Dubbed ‘The Three’ by the international press, the children all exhibit disturbing behavioural problems, presumably caused by the horror they lived through and the unrelenting press attention. This attention becomes more than just intrusive when a rapture cult led by a charismatic evangelical minister insists that the survivors are three of the four harbingers of the apocalypse. The Three are forced to go into hiding, but as the children’s behaviour becomes increasingly disturbing, even their guardians begin to question their miraculous survival…

Resistant by Michael Palmer (May 20): From the New York Times bestselling author another heart stopping thriller at the crossroads of politics and medicine and featuring Dr. Lou Welcome.  When Lou has to fill in last minute for his boss at the Physical Wellness Office, giving a speech at a national conference in Atlanta, he takes an exclusive tour of the Center for Disease Control.  He can’t help but wonder about the development of weapons of mass destruction at a bacterial level as he watches scientists talk about antibacterial resistance and biological weapon agents before disappearing into mysterious restricted labs.  Little does Lou know that a scientist working a top secret case will be kidnapped, and he will become enmeshed in a case that could have fatal consequences across the country.    

My Real Children by Jo Walton (May 20): It’s 2015, and Patricia Cowan is very old. “Confused today,” read the notes clipped to the end of her bed.
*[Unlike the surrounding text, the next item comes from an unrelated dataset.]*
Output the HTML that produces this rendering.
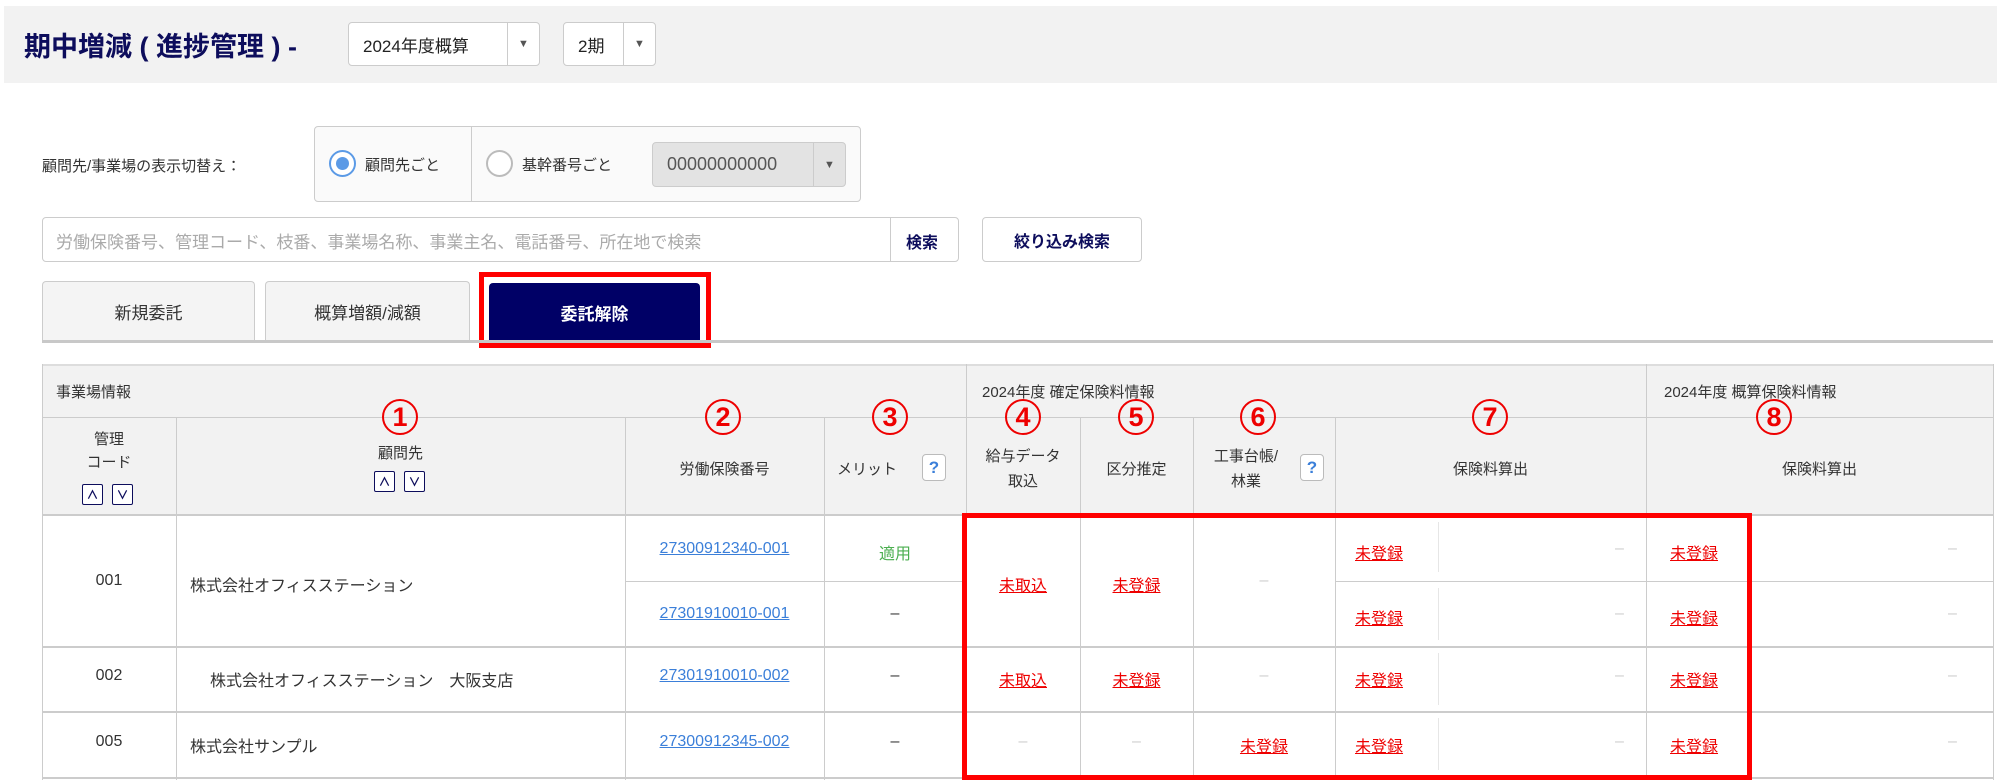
<!DOCTYPE html>
<html><head><meta charset="utf-8"><style>
*{box-sizing:border-box;margin:0;padding:0}
body{width:1997px;height:780px;background:#fff;font-family:"Liberation Sans","Noto Sans CJK JP",sans-serif;color:#333;position:relative;overflow:hidden;font-size:16px}
.a{position:absolute}
.hdr{left:4px;top:6px;width:1993px;height:77px;background:#f2f2f2}
.title{left:24px;top:25px;font-size:27px;font-weight:bold;color:#0d0d5c}
.sel{background:#fff;border:1px solid #ccc;border-radius:4px;height:44px;font-size:17px;color:#222;display:flex;align-items:center}
.sel .t{flex:1;padding-left:14px}
.sel .ar{width:32px;height:100%;border-left:1px solid #ccc;display:flex;align-items:center;justify-content:center;font-size:11px;color:#555}
.rb{border:1px solid #ccc;border-radius:4px;background:#fafafa}
.radio{width:27px;height:27px;border-radius:50%;border:2px solid #bbb;background:#fff}
.radio.on{border:2px solid #5b9ae6}
.radio.on::after{content:"";position:absolute;left:5px;top:5px;width:13px;height:13px;border-radius:50%;background:#5b9ae6}
.btn{background:#fff;border:1px solid #ccc;border-radius:4px;font-weight:bold;color:#0d0d5c;display:flex;align-items:center;justify-content:center;font-size:16px}
.tab{top:281px;height:60px;border:1px solid #ccc;border-bottom:none;border-radius:4px 4px 0 0;background:#f4f4f4;display:flex;align-items:center;justify-content:center;font-size:17px;color:#333}
.h{background:#f2f2f2}
.ln{background:#ccc}
.c{text-align:center}
.red{color:#e00;text-decoration:underline}
.lnk{color:#3b7fd9;text-decoration:underline}
.dash{color:#ccc}
.num{width:36px;height:36px;border:2px solid #e00;border-radius:50%;color:#e00;font-weight:bold;font-size:27px;display:flex;align-items:center;justify-content:center;background:transparent}
.q{width:24px;height:27px;border:1px solid #bbb;border-radius:4px;background:#fff;color:#3b7fd9;font-weight:bold;display:flex;align-items:center;justify-content:center;font-size:17px}
.sb{width:21px;height:21px;border:1.5px solid #0d0d5c;border-radius:2px;background:#fff;display:flex;align-items:center;justify-content:center;font-size:12px;color:#0d0d5c;font-weight:bold}
</style></head><body>
<div class="a hdr"></div>
<div class="a title">期中増減 ( 進捗管理 ) -</div>
<div class="a sel" style="left:348px;top:22px;width:192px"><span class="t">2024年度概算</span><span class="ar">▼</span></div>
<div class="a sel" style="left:563px;top:22px;width:93px"><span class="t">2期</span><span class="ar">▼</span></div>

<div class="a" style="left:42px;top:155px;font-size:15px;color:#333">顧問先/事業場の表示切替え：</div>
<div class="a rb" style="left:314px;top:126px;width:547px;height:76px"></div>
<div class="a ln" style="left:471px;top:127px;width:1px;height:74px"></div>
<div class="a radio on" style="left:329px;top:150px"></div>
<div class="a" style="left:365px;top:154px;font-size:15px">顧問先ごと</div>
<div class="a radio" style="left:486px;top:150px"></div>
<div class="a" style="left:522px;top:154px;font-size:15px">基幹番号ごと</div>
<div class="a sel" style="left:652px;top:142px;width:194px;height:45px;background:#e3e3e3;color:#555"><span class="t" style="font-size:18px">00000000000</span><span class="ar">▼</span></div>

<div class="a" style="left:42px;top:217px;width:917px;height:45px;border:1px solid #ccc;border-radius:4px;background:#fff"></div>
<div class="a" style="left:56px;top:228px;font-size:17px;color:#aaa">労働保険番号、管理コード、枝番、事業場名称、事業主名、電話番号、所在地で検索</div>
<div class="a ln" style="left:890px;top:218px;width:1px;height:43px"></div>
<div class="a" style="left:906px;top:229px;font-size:16px;font-weight:bold;color:#0d0d5c">検索</div>
<div class="a btn" style="left:982px;top:217px;width:160px;height:45px">絞り込み検索</div>

<div class="a tab" style="left:42px;width:213px">新規委託</div>
<div class="a tab" style="left:265px;width:205px">概算増額/減額</div>
<div class="a" style="left:479px;top:272px;width:232px;height:76px;border:5px solid #f00"></div>
<div class="a tab" style="left:489px;top:283px;width:211px;height:57px;background:#000066;border-color:#000066;color:#fff;font-weight:bold">委託解除</div>
<div class="a" style="left:42px;top:340px;width:1951px;height:3px;background:#c8c8c8"></div>

<!-- table -->
<div class="a h" style="left:42px;top:364px;width:1951px;height:151px;border-top:2px solid #ddd"></div>
<div class="a ln" style="left:42px;top:417px;width:1951px;height:1px"></div>
<div class="a" style="left:42px;top:514px;width:1951px;height:2px;background:#ccc"></div>
<div class="a ln" style="left:625px;top:581px;width:341px;height:1px"></div>
<div class="a ln" style="left:1335px;top:581px;width:658px;height:1px"></div>
<div class="a ln" style="left:42px;top:646px;width:1951px;height:2px"></div>
<div class="a ln" style="left:42px;top:711px;width:1951px;height:2px"></div>
<div class="a ln" style="left:42px;top:777px;width:1951px;height:2px"></div>
<div class="a ln" style="left:42px;top:364px;width:1px;height:416px"></div>
<div class="a ln" style="left:1993px;top:364px;width:1px;height:416px"></div>
<div class="a ln" style="left:176px;top:417px;width:1px;height:363px"></div>
<div class="a ln" style="left:625px;top:417px;width:1px;height:363px"></div>
<div class="a ln" style="left:824px;top:417px;width:1px;height:363px"></div>
<div class="a ln" style="left:966px;top:364px;width:1px;height:416px"></div>
<div class="a ln" style="left:1080px;top:417px;width:1px;height:363px"></div>
<div class="a ln" style="left:1193px;top:417px;width:1px;height:363px"></div>
<div class="a ln" style="left:1335px;top:417px;width:1px;height:363px"></div>
<div class="a ln" style="left:1646px;top:364px;width:1px;height:416px"></div>
<div class="a" style="left:1438px;top:522px;width:1px;height:50px;background:#e6e6e6"></div>
<div class="a" style="left:1438px;top:588px;width:1px;height:52px;background:#e6e6e6"></div>
<div class="a" style="left:1438px;top:653px;width:1px;height:52px;background:#e6e6e6"></div>
<div class="a" style="left:1438px;top:718px;width:1px;height:52px;background:#e6e6e6"></div>

<div class="a" style="left:56px;top:381px;font-size:15px">事業場情報</div>
<div class="a" style="left:982px;top:381px;font-size:15px">2024年度 確定保険料情報</div>
<div class="a" style="left:1664px;top:381px;font-size:15px">2024年度 概算保険料情報</div>

<div class="a c" style="left:42px;top:428px;width:134px;font-size:15px;line-height:23px">管理<br>コード</div>
<div class="a sb" style="left:82px;top:484px">∧</div><div class="a sb" style="left:112px;top:484px">∨</div>
<div class="a c" style="left:176px;top:442px;width:449px;font-size:15px">顧問先</div>
<div class="a sb" style="left:374px;top:471px">∧</div><div class="a sb" style="left:404px;top:471px">∨</div>
<div class="a c" style="left:625px;top:458px;width:199px;font-size:15px">労働保険番号</div>
<div class="a" style="left:837px;top:458px;font-size:15px">メリット</div>
<div class="a q" style="left:922px;top:454px">?</div>
<div class="a c" style="left:966px;top:444px;width:114px;font-size:15px;line-height:25px">給与データ<br>取込</div>
<div class="a c" style="left:1080px;top:458px;width:113px;font-size:15px">区分推定</div>
<div class="a c" style="left:1196px;top:444px;width:100px;font-size:15px;line-height:25px">工事台帳/<br>林業</div>
<div class="a q" style="left:1300px;top:454px">?</div>
<div class="a c" style="left:1335px;top:458px;width:311px;font-size:15px">保険料算出</div>
<div class="a c" style="left:1646px;top:458px;width:347px;font-size:15px">保険料算出</div>

<div class="a num" style="left:382px;top:399px">1</div>
<div class="a num" style="left:705px;top:399px">2</div>
<div class="a num" style="left:872px;top:399px">3</div>
<div class="a num" style="left:1005px;top:399px">4</div>
<div class="a num" style="left:1118px;top:399px">5</div>
<div class="a num" style="left:1240px;top:399px">6</div>
<div class="a num" style="left:1472px;top:399px">7</div>
<div class="a num" style="left:1756px;top:399px">8</div>

<!-- rows -->
<div class="a c" style="left:42px;top:572px;width:134px">001</div>
<div class="a" style="left:190px;top:572px">株式会社オフィスステーション</div>
<div class="a c lnk" style="left:625px;top:540px;width:199px">27300912340-001</div>
<div class="a c lnk" style="left:625px;top:605px;width:199px">27301910010-001</div>
<div class="a c" style="left:824px;top:540px;width:142px;color:#4caf50">適用</div>
<div class="a c" style="left:824px;top:605px;width:142px">–</div>
<div class="a c red" style="left:966px;top:572px;width:114px">未取込</div>
<div class="a c red" style="left:1080px;top:572px;width:113px">未登録</div>
<div class="a c dash" style="left:1193px;top:572px;width:142px">–</div>
<div class="a red" style="left:1355px;top:540px">未登録</div>
<div class="a red" style="left:1355px;top:605px">未登録</div>
<div class="a red" style="left:1670px;top:540px">未登録</div>
<div class="a red" style="left:1670px;top:605px">未登録</div>
<div class="a dash" style="left:1615px;top:540px">–</div><div class="a dash" style="left:1615px;top:605px">–</div>
<div class="a dash" style="left:1948px;top:540px">–</div><div class="a dash" style="left:1948px;top:605px">–</div>

<div class="a c" style="left:42px;top:667px;width:134px">002</div>
<div class="a" style="left:210px;top:667px">株式会社オフィスステーション　大阪支店</div>
<div class="a c lnk" style="left:625px;top:667px;width:199px">27301910010-002</div>
<div class="a c" style="left:824px;top:667px;width:142px">–</div>
<div class="a c red" style="left:966px;top:667px;width:114px">未取込</div>
<div class="a c red" style="left:1080px;top:667px;width:113px">未登録</div>
<div class="a c dash" style="left:1193px;top:667px;width:142px">–</div>
<div class="a red" style="left:1355px;top:667px">未登録</div>
<div class="a red" style="left:1670px;top:667px">未登録</div>
<div class="a dash" style="left:1615px;top:667px">–</div><div class="a dash" style="left:1948px;top:667px">–</div>

<div class="a c" style="left:42px;top:733px;width:134px">005</div>
<div class="a" style="left:190px;top:733px">株式会社サンプル</div>
<div class="a c lnk" style="left:625px;top:733px;width:199px">27300912345-002</div>
<div class="a c" style="left:824px;top:733px;width:142px">–</div>
<div class="a c dash" style="left:966px;top:733px;width:114px">–</div>
<div class="a c dash" style="left:1080px;top:733px;width:113px">–</div>
<div class="a c red" style="left:1193px;top:733px;width:142px">未登録</div>
<div class="a red" style="left:1355px;top:733px">未登録</div>
<div class="a red" style="left:1670px;top:733px">未登録</div>
<div class="a dash" style="left:1615px;top:733px">–</div><div class="a dash" style="left:1948px;top:733px">–</div>

<div class="a" style="left:962px;top:513px;width:790px;height:267px;border:5px solid #f00"></div>
</body></html>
She forgets things she should know—what year it is, major events in the lives of her children. But she remembers things that don’t seem possible. She remembers marrying Mark and having four children. And she remembers not marrying Mark and raising three children with Bee instead. She remembers the bomb that killed President Kennedy in 1963, and she remembers Kennedy in 1964, declining to run again after the nuclear exchange that took out Miami and Kiev.

Her childhood, her years at Oxford during the Second World War—those were solid things. But after that, did she marry Mark or not? Did her friends all call her Trish, or Pat? Had she been a housewife who escaped a terrible marriage after her children were grown, or a successful travel writer with homes in Britain and Italy? And the moon outside her window: does it host a benign research station, or a command post bristling with nuclear missiles?

Two lives, two worlds, two versions of modern history; each with their loves and losses, their sorrows and triumphs. My Real Children is the tale of both of Patricia Cowan’s lives…and of how every life means the entire world.​

Whew! I think that covers them all! So, tell me! What books are you most looking forward to in May? Which ones did I miss?

3 Responses to “Spring Book Preview: May 2014, Part III”

  1. Anita
    Twitter: anitalovesbooks

    Once again, new list of books not on my horizon! You are my go to girl for certain genres, thanks!!
    Cutting Teeth is waiting for me. Perhaps I’ll post a May list…full but not as deep as yours :).

  2. Melissa W.
    Twitter: melissawiebe

    I know that Mrs. Hemingway is being released in North America late in May; it may interest those that enjoyed The Paris Wife.